Cooking Methods that Preserve Energy and Nutrients

• Steaming and boiling – Use minimal water and cover pots to reduce heat loss, cutting energy consumption. For grains, a 1:2 grain‑to‑water ratio and a simmer for 15–20 minutes is sufficient.
• Batch cooking – Prepare large quantities of whole grains or legumes at once, then portion into reusable containers. This reduces repeated heating cycles and associated emissions.
• Pressure cooking – Cuts cooking time by up to 70 % for beans and tubers, saving both electricity/gas and water.

When possible, align cooking schedules with off‑peak energy periods (e.g., nighttime for electric grids with higher renewable penetration) to further lower the carbon footprint.

Practical Meal Planning Tips

1. Map local production – Identify regional farms or co‑ops that supply oats, barley, sweet potatoes, and legumes. Seasonal availability often coincides with lower transport emissions.
2. Bulk purchase and storage – Whole grains and dried legumes have long shelf lives. Store them in airtight, reusable containers to avoid spoilage and reduce packaging waste.
3. Combine complementary carbs – Pair a low‑glycemic grain (e.g., barley) with a higher‑glycemic tuber (e.g., sweet potato) to fine‑tune the glycemic response for specific training phases.
4. Track carbon impact – Simple spreadsheet tools can log the weight of each carbohydrate source and apply average kg CO₂e kg⁻¹ values, giving athletes a quantitative sense of their dietary emissions.
5. Rotate crops in the diet – Cycling between oats, barley, sorghum, and legumes prevents monotony and distributes agricultural demand across multiple low‑impact crops.

Assessing and Reducing Carbon Impact

• Carbon labeling – Some retailers now provide product‑level carbon footprints. Prioritize items with lower numbers.
• Food miles vs. carbon intensity – A short‑haul, high‑intensity crop (e.g., locally grown corn) may still emit more GHGs than a longer‑haul, low‑intensity grain (e.g., organic oats from a nearby region). Evaluate both distance and production method.
• Regenerative practices – While the article does not delve into regenerative agriculture, choosing legumes and grains from farms that employ cover cropping and reduced tillage can further cut emissions. Look for certifications such as “Regenerative Organic Certified” when available.

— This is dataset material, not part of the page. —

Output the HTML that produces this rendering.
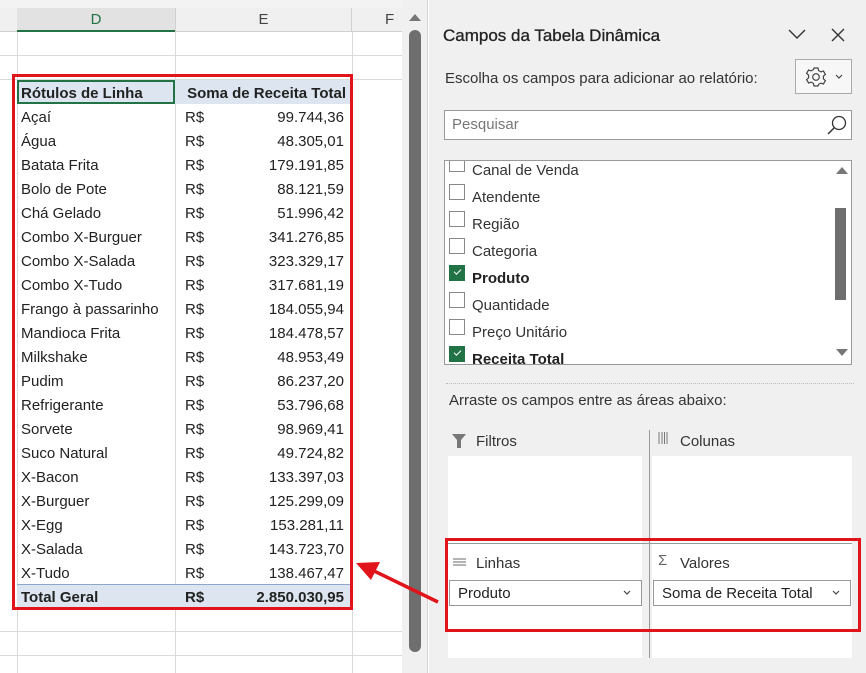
<!DOCTYPE html>
<html><head><meta charset="utf-8"><style>
*{margin:0;padding:0;box-sizing:border-box}
body{width:866px;height:673px;overflow:hidden;background:#fff;font-family:"Liberation Sans",sans-serif;position:relative;color:#222}
.a{position:absolute;white-space:nowrap}
.hl{position:absolute;left:0;width:402px;height:1px;background:#dadada}
.vl{position:absolute;top:32px;width:1px;height:641px;background:#dadada}
.r{position:absolute;left:17px;width:335px;height:24px;font-size:15px;line-height:24px}
.r span{position:absolute;top:2px}
.cb{position:absolute;left:449px;width:16px;height:16px;border:1px solid #888;background:#fff}
.ck{background:#217346;border-color:#217346}
.ck:after{content:"";position:absolute;left:4px;top:3px;width:6px;height:3px;border-left:1.5px solid #fff;border-bottom:1.5px solid #fff;transform:rotate(-45deg)}
.fl{position:absolute;left:472px;font-size:15px;color:#333}
</style></head><body>
<div class="a" style="left:0;top:0;width:402px;height:8px;background:#f3f3f3"></div>
<div class="a" style="left:0;top:8px;width:402px;height:24px;background:#f0f0f0;border-bottom:1px solid #d0d0d0"></div>
<div class="a" style="left:17px;top:8px;width:158px;height:24px;background:#e2e2e2;border-bottom:2px solid #217346;text-align:center;font-size:15px;line-height:23px;color:#217346">D</div>
<div class="a" style="left:175px;top:8px;width:177px;height:24px;text-align:center;font-size:15px;line-height:23px;color:#444;border-left:1px solid #d0d0d0;border-right:1px solid #d0d0d0">E</div>
<div class="a" style="left:385px;top:8px;font-size:15px;line-height:23px;color:#444">F</div>
<div class="vl" style="left:17px"></div><div class="vl" style="left:175px"></div><div class="vl" style="left:352px"></div>
<div class="hl" style="top:55px"></div><div class="hl" style="top:79px"></div>
<div class="hl" style="top:631px"></div><div class="hl" style="top:655px"></div>
<div class="a" style="left:17px;top:80px;width:335px;height:24px;background:#dde6f0"></div>
<div class="a" style="left:17px;top:80px;width:158px;height:24px;border:2px solid #217346"></div>
<div class="r" style="top:80px;font-weight:bold"><span style="left:4px">Rótulos de Linha</span><span style="right:6px">Soma de Receita Total</span></div>
<div id="rows"></div>
<div class="a" style="left:17px;top:584px;width:335px;height:24px;background:#dde6f0;border-top:1px solid #8ea9c8"></div>
<div class="r" style="top:584px;font-weight:bold"><span style="left:4px">Total Geral</span><span style="left:168px">R$</span><span style="right:8px">2.850.030,95</span></div>
<div class="a" style="left:12px;top:74px;width:341px;height:536px;border:3px solid #e0141a"></div>
<div class="a" style="left:402px;top:0;width:26px;height:673px;background:#f0f0f0;border-right:1px solid #d6d6d6"></div>
<div class="a" style="left:409px;top:14px;width:0;height:0;border-left:6px solid transparent;border-right:6px solid transparent;border-bottom:7px solid #777"></div>
<div class="a" style="left:409px;top:30px;width:12px;height:622px;background:#6e6e6e;border-radius:6px"></div>
<div class="a" style="left:429px;top:0;width:437px;height:673px;background:#f0f0f0"></div>
<div class="a" style="left:443px;top:26px;font-size:17px;color:#222;-webkit-text-stroke:0.3px #222">Campos da Tabela Dinâmica</div>
<svg class="a" style="left:788px;top:28px" width="18" height="12"><path d="M1 2 L9 10 L17 2" fill="none" stroke="#333" stroke-width="1.4"/></svg>
<svg class="a" style="left:831px;top:28px" width="14" height="14"><path d="M1 1 L13 13 M13 1 L1 13" stroke="#333" stroke-width="1.4"/></svg>
<div class="a" style="left:445px;top:70px;font-size:15px;color:#333">Escolha os campos para adicionar ao relatório:</div>
<div class="a" style="left:795px;top:59px;width:57px;height:35px;border:1px solid #aaa;background:#f7f7f7"></div>
<svg class="a" style="left:805px;top:66px" width="22" height="22" viewBox="0 0 22 22"><path d="M9 2h4l.6 2.6 2.3 1.3 2.5-.9 2 3.4-2 1.8v2.6l2 1.8-2 3.4-2.5-.9-2.3 1.3L13 20H9l-.6-2.6-2.3-1.3-2.5.9-2-3.4 2-1.8V9.2l-2-1.8 2-3.4 2.5.9 2.3-1.3z" fill="none" stroke="#444" stroke-width="1.2"/><circle cx="11" cy="11" r="3.3" fill="none" stroke="#444" stroke-width="1.2"/></svg>
<svg class="a" style="left:835px;top:74px" width="8" height="6"><path d="M1 1 L4 4 L7 1" fill="none" stroke="#444" stroke-width="1.2"/></svg>
<div class="a" style="left:444px;top:110px;width:408px;height:30px;border:1px solid #999;background:#fff"></div>
<div class="a" style="left:452px;top:116px;font-size:15px;color:#777">Pesquisar</div>
<svg class="a" style="left:825px;top:113px" width="24" height="24"><circle cx="14" cy="10" r="6.5" fill="none" stroke="#333" stroke-width="1.3"/><path d="M9.5 14.5 L3 21" stroke="#333" stroke-width="1.5"/></svg>
<div class="a" style="left:444px;top:160px;width:408px;height:205px;border:1px solid #999;background:#fff;overflow:hidden"></div>
<div class="a" style="left:445px;top:161px;width:406px;height:203px;overflow:hidden">
 <div class="cb" style="left:4px;top:-5px"></div><div class="fl" style="left:27px;top:1px">Canal de Venda</div>
 <div class="cb" style="left:4px;top:23px"></div><div class="fl" style="left:27px;top:28px">Atendente</div>
 <div class="cb" style="left:4px;top:50px"></div><div class="fl" style="left:27px;top:55px">Região</div>
 <div class="cb" style="left:4px;top:77px"></div><div class="fl" style="left:27px;top:82px">Categoria</div>
 <div class="cb ck" style="left:4px;top:104px"></div><div class="fl" style="left:27px;top:109px;font-weight:bold;color:#222">Produto</div>
 <div class="cb" style="left:4px;top:131px"></div><div class="fl" style="left:27px;top:136px">Quantidade</div>
 <div class="cb" style="left:4px;top:158px"></div><div class="fl" style="left:27px;top:163px">Preço Unitário</div>
 <div class="cb ck" style="left:4px;top:185px"></div><div class="fl" style="left:27px;top:190px;font-weight:bold;color:#222">Receita Total</div>
 <div class="a" style="left:388px;top:0;width:18px;height:203px;background:#fff"></div>
 <div class="a" style="left:391px;top:6px;border-left:6px solid transparent;border-right:6px solid transparent;border-bottom:7px solid #777"></div>
 <div class="a" style="left:390px;top:47px;width:11px;height:92px;background:#6e6e6e"></div>
 <div class="a" style="left:391px;top:188px;border-left:6px solid transparent;border-right:6px solid transparent;border-top:7px solid #777"></div>
</div>
<div class="a" style="left:446px;top:383px;width:408px;border-top:1px dotted #bbb"></div>
<div class="a" style="left:449px;top:392px;font-size:15px;color:#333">Arraste os campos entre as áreas abaixo:</div>
<svg class="a" style="left:452px;top:434px" width="14" height="14"><path d="M0 0H14L9 6V14H5V6Z" fill="#777"/></svg>
<div class="a" style="left:476px;top:433px;font-size:15px;color:#333">Filtros</div>
<svg class="a" style="left:658px;top:432px" width="10" height="12"><path d="M1 0V12M4 0V12M6.5 0V12M9 0V12" stroke="#777" stroke-width="1"/></svg>
<div class="a" style="left:680px;top:433px;font-size:15px;color:#333">Colunas</div>
<div class="a" style="left:448px;top:456px;width:194px;height:202px;background:#fff"></div>
<div class="a" style="left:652px;top:456px;width:200px;height:202px;background:#fff"></div>
<div class="a" style="left:649px;top:430px;width:1px;height:228px;background:#999"></div>
<div class="a" style="left:448px;top:543px;width:404px;height:1px;background:#999"></div>
<svg class="a" style="left:453px;top:558px" width="13" height="10"><path d="M0 1H13M0 4H13M0 7H13" stroke="#888" stroke-width="1.2"/></svg>
<div class="a" style="left:476px;top:555px;font-size:15px;color:#333">Linhas</div>
<div class="a" style="left:658px;top:552px;font-size:15px;color:#666">Σ</div>
<div class="a" style="left:680px;top:555px;font-size:15px;color:#333">Valores</div>
<div class="a" style="left:449px;top:580px;width:193px;height:26px;border:1px solid #999;background:#fff"></div>
<div class="a" style="left:458px;top:585px;font-size:15px;color:#222">Produto</div>
<svg class="a" style="left:623px;top:590px" width="8" height="6"><path d="M1 1 L4 4 L7 1" fill="none" stroke="#444" stroke-width="1.2"/></svg>
<div class="a" style="left:653px;top:580px;width:198px;height:26px;border:1px solid #999;background:#fff"></div>
<div class="a" style="left:662px;top:585px;font-size:15px;color:#222">Soma de Receita Total</div>
<svg class="a" style="left:832px;top:590px" width="8" height="6"><path d="M1 1 L4 4 L7 1" fill="none" stroke="#444" stroke-width="1.2"/></svg>
<div class="a" style="left:445px;top:538px;width:416px;height:94px;border:3px solid #e0141a"></div>
<svg class="a" style="left:0;top:0" width="866" height="673"><path d="M438 602 L372 570" stroke="#e0141a" stroke-width="3.5"/><path d="M356 563 L380 562 L371 580 Z" fill="#e0141a"/></svg>
<script>
var d=[["Açaí","99.744,36"],["Água","48.305,01"],["Batata Frita","179.191,85"],["Bolo de Pote","88.121,59"],["Chá Gelado","51.996,42"],["Combo X-Burguer","341.276,85"],["Combo X-Salada","323.329,17"],["Combo X-Tudo","317.681,19"],["Frango à passarinho","184.055,94"],["Mandioca Frita","184.478,57"],["Milkshake","48.953,49"],["Pudim","86.237,20"],["Refrigerante","53.796,68"],["Sorvete","98.969,41"],["Suco Natural","49.724,82"],["X-Bacon","133.397,03"],["X-Burguer","125.299,09"],["X-Egg","153.281,11"],["X-Salada","143.723,70"],["X-Tudo","138.467,47"]];
var h="";d.forEach(function(x,i){h+='<div class="r" style="top:'+(104+i*24)+'px"><span style="left:4px">'+x[0]+'</span><span style="left:168px">R$</span><span style="right:8px">'+x[1]+'</span></div>';});
document.getElementById("rows").innerHTML=h;
</script>
</body></html>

Future Trends and Innovations

• Hybrid grain varieties – Breeding programs are developing wheat and barley strains that require less nitrogen fertilizer while maintaining high carbohydrate yields.
• Precision agriculture – Sensor‑driven irrigation and variable‑rate fertilizer application are already reducing input use for oat and barley farms, translating into lower carbon footprints.
• Upcycled carbohydrate ingredients – Byproduct flours from fruit processing (e.g., banana flour) are emerging as sustainable, high‑carb options with carbon footprints under 0.5 kg CO₂e kg⁻¹.
• Carbon‑negative food platforms – Some startups are integrating biochar into soil amendments for grain production, sequestering carbon and potentially offering “negative‑emission” grains in the near future.

Staying informed about these developments allows athletes to continuously refine their nutrition strategy, aligning peak performance with planetary stewardship.

By selecting carbohydrate sources that are inherently low in carbon emissions—such as oats, barley, sorghum, legumes, and root vegetables—athletes can meet the rigorous energy demands of training and competition while contributing to a more sustainable food system. Thoughtful meal timing, efficient cooking, and strategic sourcing complete the picture, turning every bite into a step toward both personal bests and a healthier planet.